> [Written instruction]
Scan the data for "React" and copy the lines it appears in.

> [Data provided]
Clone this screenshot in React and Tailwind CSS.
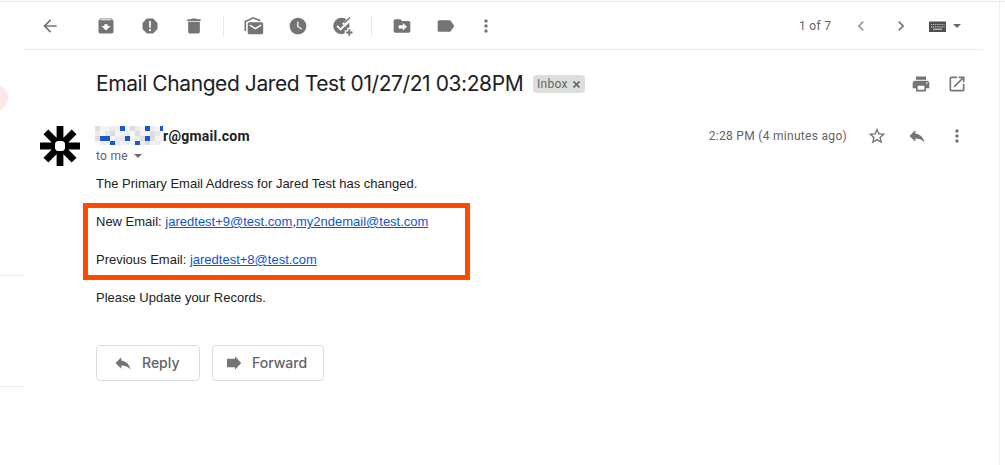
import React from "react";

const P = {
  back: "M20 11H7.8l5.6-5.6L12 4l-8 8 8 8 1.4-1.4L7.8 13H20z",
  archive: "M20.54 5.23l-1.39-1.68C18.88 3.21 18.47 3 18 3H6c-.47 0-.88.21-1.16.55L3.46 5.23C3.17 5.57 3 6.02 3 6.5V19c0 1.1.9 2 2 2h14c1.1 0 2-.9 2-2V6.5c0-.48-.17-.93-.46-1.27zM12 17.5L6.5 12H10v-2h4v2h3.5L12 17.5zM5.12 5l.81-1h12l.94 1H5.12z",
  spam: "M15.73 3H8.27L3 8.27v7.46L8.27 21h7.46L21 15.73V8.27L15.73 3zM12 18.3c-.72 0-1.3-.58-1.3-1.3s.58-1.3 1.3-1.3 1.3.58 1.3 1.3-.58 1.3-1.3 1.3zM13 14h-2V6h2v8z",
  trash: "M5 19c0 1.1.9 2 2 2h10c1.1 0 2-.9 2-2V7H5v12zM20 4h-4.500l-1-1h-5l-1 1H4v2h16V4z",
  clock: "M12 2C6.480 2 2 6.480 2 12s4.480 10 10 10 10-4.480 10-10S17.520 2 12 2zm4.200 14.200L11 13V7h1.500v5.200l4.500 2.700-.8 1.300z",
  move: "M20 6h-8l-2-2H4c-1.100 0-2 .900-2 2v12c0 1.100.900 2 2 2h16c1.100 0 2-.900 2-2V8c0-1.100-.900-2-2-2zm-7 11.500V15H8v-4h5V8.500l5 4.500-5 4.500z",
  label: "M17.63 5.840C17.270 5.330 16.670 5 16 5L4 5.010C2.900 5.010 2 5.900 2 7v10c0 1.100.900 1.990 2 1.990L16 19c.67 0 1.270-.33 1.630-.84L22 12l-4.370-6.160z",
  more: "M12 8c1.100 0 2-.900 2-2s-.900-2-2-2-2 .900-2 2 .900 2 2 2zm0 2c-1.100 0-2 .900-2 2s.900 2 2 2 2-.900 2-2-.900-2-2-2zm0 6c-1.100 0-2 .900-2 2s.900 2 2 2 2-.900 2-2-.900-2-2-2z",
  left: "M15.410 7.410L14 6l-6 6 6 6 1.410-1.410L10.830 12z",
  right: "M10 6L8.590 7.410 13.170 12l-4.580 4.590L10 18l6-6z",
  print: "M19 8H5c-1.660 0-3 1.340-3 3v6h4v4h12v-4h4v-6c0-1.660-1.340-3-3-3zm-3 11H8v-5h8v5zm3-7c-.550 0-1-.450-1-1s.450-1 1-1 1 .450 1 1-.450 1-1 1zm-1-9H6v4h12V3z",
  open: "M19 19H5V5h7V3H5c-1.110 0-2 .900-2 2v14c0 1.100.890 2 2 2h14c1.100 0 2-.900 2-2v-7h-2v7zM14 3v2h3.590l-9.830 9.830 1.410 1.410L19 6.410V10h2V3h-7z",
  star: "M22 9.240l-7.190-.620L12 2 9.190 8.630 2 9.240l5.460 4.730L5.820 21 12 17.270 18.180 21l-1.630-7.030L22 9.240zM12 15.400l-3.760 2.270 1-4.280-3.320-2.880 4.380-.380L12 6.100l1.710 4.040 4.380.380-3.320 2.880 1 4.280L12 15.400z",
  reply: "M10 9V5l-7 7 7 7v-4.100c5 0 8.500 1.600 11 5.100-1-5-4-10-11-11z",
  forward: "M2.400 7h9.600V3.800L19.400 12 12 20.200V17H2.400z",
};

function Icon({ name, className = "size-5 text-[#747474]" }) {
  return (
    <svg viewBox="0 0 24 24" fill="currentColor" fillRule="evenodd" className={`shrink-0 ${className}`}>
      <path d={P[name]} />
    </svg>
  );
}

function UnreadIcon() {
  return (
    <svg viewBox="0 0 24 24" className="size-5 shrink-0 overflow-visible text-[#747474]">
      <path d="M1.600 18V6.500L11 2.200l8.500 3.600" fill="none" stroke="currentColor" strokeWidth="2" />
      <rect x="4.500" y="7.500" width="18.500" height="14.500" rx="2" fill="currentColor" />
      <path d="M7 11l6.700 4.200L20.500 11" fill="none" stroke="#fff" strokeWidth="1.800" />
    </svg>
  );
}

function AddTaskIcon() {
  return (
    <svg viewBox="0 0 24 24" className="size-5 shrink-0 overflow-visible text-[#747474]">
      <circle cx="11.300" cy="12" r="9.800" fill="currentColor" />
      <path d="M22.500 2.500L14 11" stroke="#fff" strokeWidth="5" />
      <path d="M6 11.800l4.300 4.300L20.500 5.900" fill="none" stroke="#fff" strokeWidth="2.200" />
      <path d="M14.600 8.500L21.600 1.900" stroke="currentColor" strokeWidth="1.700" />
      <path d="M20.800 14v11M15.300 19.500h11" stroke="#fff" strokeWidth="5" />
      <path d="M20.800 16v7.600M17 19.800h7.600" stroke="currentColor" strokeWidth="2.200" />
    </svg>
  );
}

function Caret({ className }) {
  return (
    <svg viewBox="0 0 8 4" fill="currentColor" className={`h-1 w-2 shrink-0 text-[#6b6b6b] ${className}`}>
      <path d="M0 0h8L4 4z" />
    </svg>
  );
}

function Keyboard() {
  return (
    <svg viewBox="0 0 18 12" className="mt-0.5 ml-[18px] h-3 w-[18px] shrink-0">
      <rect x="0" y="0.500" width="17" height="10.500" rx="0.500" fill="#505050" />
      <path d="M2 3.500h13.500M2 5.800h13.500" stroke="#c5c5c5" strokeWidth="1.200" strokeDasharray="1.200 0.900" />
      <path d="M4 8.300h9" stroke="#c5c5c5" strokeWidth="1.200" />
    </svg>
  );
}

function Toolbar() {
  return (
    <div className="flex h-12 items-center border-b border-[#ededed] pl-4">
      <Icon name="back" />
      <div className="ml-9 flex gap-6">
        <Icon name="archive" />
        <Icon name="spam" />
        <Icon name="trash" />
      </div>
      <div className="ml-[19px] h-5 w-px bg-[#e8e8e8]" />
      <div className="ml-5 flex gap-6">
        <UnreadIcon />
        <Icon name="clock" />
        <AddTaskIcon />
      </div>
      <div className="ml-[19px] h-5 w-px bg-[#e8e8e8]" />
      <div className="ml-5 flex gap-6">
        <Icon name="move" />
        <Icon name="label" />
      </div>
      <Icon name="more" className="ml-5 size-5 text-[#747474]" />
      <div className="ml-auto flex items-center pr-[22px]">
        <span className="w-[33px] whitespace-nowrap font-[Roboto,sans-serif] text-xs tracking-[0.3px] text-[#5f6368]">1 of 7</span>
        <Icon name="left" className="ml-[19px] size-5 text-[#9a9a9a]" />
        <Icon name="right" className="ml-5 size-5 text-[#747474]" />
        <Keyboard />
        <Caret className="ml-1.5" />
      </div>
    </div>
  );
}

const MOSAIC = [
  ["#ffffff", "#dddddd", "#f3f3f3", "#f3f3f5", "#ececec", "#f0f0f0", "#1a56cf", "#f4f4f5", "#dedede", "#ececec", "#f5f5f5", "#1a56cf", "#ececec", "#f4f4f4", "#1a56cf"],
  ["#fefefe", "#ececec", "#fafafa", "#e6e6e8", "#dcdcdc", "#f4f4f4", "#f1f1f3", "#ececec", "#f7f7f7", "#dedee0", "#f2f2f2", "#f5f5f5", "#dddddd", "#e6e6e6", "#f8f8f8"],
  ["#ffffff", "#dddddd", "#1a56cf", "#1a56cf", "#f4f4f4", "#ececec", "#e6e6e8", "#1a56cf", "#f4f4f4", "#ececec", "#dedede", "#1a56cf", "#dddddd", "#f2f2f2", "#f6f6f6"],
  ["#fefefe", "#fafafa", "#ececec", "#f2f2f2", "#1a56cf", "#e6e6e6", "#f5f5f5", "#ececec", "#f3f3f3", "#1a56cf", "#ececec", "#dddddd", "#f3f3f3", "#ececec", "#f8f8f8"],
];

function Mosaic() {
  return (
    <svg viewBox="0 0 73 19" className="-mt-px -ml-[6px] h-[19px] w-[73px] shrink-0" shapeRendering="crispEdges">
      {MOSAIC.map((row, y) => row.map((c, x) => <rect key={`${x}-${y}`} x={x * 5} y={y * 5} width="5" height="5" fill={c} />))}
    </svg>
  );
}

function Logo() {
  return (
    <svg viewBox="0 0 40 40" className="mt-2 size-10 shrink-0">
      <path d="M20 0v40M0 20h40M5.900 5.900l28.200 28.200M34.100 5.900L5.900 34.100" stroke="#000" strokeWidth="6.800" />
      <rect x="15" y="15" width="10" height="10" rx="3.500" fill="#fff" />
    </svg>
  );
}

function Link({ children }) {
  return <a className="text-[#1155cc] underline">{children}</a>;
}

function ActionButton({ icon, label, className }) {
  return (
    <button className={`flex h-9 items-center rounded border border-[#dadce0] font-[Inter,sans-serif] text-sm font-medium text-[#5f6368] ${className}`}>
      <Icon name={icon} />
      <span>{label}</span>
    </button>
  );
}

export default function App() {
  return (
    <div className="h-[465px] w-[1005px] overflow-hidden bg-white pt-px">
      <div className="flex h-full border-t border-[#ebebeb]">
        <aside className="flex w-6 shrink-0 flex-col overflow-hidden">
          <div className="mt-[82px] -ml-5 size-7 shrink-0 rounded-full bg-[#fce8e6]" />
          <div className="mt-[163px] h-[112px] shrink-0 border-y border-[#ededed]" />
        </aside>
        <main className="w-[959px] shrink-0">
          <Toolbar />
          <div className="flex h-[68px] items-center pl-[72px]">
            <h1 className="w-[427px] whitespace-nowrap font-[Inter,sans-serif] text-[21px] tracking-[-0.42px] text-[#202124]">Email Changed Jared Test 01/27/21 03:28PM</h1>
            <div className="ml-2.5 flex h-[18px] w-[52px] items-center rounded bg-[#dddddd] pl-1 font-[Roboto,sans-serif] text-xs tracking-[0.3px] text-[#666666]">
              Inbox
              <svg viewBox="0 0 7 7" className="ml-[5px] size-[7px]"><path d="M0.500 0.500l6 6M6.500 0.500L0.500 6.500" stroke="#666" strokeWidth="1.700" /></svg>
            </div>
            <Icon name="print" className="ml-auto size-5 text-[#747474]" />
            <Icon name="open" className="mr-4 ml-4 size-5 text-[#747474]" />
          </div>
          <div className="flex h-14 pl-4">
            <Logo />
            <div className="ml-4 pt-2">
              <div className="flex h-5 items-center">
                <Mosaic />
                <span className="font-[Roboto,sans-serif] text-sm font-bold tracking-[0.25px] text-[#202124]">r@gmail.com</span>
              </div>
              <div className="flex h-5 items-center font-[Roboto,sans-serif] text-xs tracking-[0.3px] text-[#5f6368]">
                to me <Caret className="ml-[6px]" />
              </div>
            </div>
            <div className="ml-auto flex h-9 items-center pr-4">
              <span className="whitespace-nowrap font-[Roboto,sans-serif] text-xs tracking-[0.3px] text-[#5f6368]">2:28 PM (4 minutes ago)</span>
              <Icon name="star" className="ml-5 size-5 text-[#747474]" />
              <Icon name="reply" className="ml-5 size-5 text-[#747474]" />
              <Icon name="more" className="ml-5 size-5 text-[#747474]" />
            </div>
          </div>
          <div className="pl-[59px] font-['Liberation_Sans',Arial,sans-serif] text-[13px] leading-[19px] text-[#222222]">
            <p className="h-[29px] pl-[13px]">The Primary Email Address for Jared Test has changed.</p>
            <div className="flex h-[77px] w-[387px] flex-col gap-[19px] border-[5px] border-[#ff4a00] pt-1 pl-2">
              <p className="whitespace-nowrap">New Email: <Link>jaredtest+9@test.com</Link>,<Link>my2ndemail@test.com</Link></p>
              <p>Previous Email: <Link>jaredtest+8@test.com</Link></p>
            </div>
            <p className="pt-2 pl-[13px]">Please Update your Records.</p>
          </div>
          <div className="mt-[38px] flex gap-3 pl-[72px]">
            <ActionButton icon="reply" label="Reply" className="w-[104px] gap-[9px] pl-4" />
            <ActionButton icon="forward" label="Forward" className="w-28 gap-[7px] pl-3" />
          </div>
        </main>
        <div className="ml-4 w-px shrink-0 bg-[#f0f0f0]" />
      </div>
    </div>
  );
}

> [Solution for this task]
Clone this screenshot in React and Tailwind CSS.
import React from "react";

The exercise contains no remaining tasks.